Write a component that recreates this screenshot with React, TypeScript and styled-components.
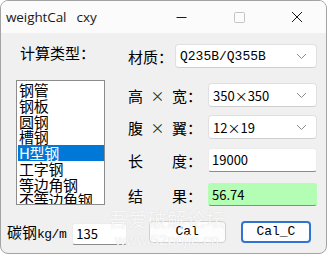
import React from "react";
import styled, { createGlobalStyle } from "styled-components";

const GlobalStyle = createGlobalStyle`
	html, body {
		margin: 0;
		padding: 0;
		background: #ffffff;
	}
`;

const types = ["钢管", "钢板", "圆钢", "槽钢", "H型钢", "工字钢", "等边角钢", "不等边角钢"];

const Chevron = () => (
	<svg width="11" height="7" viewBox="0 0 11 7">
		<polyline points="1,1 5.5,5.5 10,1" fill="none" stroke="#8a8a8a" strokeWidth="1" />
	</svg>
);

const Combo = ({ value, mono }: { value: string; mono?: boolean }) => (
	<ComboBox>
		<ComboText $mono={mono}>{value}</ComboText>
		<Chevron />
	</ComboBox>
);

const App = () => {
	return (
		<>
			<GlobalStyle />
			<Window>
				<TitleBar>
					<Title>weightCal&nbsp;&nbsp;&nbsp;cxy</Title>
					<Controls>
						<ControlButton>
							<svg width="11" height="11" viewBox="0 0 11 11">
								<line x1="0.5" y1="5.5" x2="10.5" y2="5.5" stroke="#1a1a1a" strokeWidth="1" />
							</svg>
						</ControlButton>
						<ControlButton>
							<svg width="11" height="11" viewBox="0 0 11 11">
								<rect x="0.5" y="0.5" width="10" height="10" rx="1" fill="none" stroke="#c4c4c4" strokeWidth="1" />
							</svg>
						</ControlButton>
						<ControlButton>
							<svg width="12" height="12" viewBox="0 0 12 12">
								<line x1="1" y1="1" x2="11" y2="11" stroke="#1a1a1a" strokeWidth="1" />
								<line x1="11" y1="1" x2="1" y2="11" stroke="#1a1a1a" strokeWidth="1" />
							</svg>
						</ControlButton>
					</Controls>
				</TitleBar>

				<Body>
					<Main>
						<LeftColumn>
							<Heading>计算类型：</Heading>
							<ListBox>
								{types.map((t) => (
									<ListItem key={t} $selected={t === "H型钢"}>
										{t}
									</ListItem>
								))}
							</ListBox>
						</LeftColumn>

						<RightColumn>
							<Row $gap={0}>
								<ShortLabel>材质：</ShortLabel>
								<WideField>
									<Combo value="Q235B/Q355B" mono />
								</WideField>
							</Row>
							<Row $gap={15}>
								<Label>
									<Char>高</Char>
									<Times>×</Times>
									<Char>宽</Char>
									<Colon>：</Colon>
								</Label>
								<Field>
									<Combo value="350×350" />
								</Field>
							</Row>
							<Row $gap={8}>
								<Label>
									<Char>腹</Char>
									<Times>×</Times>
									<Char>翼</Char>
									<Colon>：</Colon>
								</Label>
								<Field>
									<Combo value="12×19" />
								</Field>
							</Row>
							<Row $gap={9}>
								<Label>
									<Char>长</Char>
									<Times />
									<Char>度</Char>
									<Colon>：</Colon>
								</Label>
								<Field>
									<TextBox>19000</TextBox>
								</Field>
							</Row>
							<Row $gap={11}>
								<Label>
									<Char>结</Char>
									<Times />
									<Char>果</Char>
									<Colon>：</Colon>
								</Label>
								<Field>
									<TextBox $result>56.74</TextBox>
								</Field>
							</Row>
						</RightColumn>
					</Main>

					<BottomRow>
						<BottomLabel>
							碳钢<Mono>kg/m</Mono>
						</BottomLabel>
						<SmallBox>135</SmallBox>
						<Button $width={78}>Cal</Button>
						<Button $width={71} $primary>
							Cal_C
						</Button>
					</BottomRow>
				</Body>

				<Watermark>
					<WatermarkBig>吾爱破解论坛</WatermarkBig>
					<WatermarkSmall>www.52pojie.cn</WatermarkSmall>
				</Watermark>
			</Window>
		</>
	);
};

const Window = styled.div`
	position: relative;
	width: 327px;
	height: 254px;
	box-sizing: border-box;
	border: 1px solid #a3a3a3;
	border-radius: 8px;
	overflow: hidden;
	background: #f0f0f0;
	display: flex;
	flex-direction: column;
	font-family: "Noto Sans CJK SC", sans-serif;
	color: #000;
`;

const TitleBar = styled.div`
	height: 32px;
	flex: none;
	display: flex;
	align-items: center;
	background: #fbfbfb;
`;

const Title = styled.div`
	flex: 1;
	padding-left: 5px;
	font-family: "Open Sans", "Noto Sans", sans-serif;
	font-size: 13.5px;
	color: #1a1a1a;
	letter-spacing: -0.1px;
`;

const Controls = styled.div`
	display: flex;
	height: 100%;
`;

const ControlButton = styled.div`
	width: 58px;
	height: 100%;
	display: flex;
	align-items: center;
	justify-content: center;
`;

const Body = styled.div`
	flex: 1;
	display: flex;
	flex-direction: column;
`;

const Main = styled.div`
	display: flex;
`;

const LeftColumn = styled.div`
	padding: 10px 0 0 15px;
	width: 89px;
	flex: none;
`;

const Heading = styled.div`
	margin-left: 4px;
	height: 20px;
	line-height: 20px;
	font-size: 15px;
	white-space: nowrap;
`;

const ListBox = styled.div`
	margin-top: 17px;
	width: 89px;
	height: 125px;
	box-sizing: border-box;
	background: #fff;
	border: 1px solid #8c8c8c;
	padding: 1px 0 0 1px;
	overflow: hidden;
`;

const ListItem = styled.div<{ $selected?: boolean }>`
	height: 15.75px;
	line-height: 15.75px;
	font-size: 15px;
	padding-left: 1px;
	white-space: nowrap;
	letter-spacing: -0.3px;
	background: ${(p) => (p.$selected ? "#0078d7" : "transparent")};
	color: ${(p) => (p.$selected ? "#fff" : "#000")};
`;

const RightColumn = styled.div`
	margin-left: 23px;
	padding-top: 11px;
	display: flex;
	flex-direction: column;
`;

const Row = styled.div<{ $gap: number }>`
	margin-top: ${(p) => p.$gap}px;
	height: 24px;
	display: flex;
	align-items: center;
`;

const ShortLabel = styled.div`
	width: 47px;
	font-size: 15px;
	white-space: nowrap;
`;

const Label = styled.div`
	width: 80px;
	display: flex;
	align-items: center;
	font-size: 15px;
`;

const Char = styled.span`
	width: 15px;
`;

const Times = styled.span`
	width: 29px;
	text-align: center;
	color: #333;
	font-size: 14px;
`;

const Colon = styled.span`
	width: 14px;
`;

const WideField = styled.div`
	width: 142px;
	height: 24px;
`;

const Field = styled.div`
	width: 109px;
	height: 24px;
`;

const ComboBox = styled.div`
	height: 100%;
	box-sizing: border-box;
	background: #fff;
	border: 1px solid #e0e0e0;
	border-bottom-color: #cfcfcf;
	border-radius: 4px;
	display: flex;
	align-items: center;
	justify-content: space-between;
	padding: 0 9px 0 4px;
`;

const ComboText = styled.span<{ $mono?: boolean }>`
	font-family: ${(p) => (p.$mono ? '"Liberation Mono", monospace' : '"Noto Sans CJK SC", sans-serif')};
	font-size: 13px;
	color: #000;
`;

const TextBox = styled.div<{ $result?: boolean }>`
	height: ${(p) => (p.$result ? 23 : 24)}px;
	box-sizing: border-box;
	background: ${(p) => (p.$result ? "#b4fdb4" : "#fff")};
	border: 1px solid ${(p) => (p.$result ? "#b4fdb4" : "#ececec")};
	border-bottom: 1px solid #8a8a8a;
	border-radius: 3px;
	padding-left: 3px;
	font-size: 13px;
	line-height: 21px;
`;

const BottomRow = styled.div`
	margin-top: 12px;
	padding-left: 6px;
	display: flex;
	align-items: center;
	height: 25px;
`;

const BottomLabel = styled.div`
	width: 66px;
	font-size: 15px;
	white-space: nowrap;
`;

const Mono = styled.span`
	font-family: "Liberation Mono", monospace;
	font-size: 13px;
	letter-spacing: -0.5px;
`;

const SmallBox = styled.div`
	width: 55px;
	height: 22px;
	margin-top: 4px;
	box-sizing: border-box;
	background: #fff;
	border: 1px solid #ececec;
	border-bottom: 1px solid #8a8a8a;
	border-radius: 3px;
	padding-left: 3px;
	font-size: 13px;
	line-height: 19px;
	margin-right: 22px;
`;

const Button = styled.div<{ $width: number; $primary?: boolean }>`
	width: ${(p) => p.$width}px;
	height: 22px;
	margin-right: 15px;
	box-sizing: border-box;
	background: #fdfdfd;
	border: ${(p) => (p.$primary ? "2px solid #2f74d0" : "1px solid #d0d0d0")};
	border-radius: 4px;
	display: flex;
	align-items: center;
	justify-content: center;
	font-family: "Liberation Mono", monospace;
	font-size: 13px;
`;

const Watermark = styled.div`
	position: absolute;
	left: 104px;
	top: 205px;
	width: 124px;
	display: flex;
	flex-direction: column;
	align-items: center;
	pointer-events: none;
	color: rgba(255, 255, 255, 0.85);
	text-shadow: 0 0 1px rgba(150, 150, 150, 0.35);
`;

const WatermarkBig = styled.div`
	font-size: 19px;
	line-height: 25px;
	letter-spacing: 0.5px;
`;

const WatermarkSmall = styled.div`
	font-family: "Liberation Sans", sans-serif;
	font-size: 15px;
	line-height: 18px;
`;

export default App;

= = = = =

**Directions:**
Give again, exactly, the lines from the start of the data through the one holding "</LeftColumn>"; omit the pictures.

**Task solution:**
Write a component that recreates this screenshot with React, TypeScript and styled-components.
import React from "react";
import styled, { createGlobalStyle } from "styled-components";

const GlobalStyle = createGlobalStyle`
	html, body {
		margin: 0;
		padding: 0;
		background: #ffffff;
	}
`;

const types = ["钢管", "钢板", "圆钢", "槽钢", "H型钢", "工字钢", "等边角钢", "不等边角钢"];

const Chevron = () => (
	<svg width="11" height="7" viewBox="0 0 11 7">
		<polyline points="1,1 5.5,5.5 10,1" fill="none" stroke="#8a8a8a" strokeWidth="1" />
	</svg>
);

const Combo = ({ value, mono }: { value: string; mono?: boolean }) => (
	<ComboBox>
		<ComboText $mono={mono}>{value}</ComboText>
		<Chevron />
	</ComboBox>
);

const App = () => {
	return (
		<>
			<GlobalStyle />
			<Window>
				<TitleBar>
					<Title>weightCal&nbsp;&nbsp;&nbsp;cxy</Title>
					<Controls>
						<ControlButton>
							<svg width="11" height="11" viewBox="0 0 11 11">
								<line x1="0.5" y1="5.5" x2="10.5" y2="5.5" stroke="#1a1a1a" strokeWidth="1" />
							</svg>
						</ControlButton>
						<ControlButton>
							<svg width="11" height="11" viewBox="0 0 11 11">
								<rect x="0.5" y="0.5" width="10" height="10" rx="1" fill="none" stroke="#c4c4c4" strokeWidth="1" />
							</svg>
						</ControlButton>
						<ControlButton>
							<svg width="12" height="12" viewBox="0 0 12 12">
								<line x1="1" y1="1" x2="11" y2="11" stroke="#1a1a1a" strokeWidth="1" />
								<line x1="11" y1="1" x2="1" y2="11" stroke="#1a1a1a" strokeWidth="1" />
							</svg>
						</ControlButton>
					</Controls>
				</TitleBar>

				<Body>
					<Main>
						<LeftColumn>
							<Heading>计算类型：</Heading>
							<ListBox>
								{types.map((t) => (
									<ListItem key={t} $selected={t === "H型钢"}>
										{t}
									</ListItem>
								))}
							</ListBox>
						</LeftColumn>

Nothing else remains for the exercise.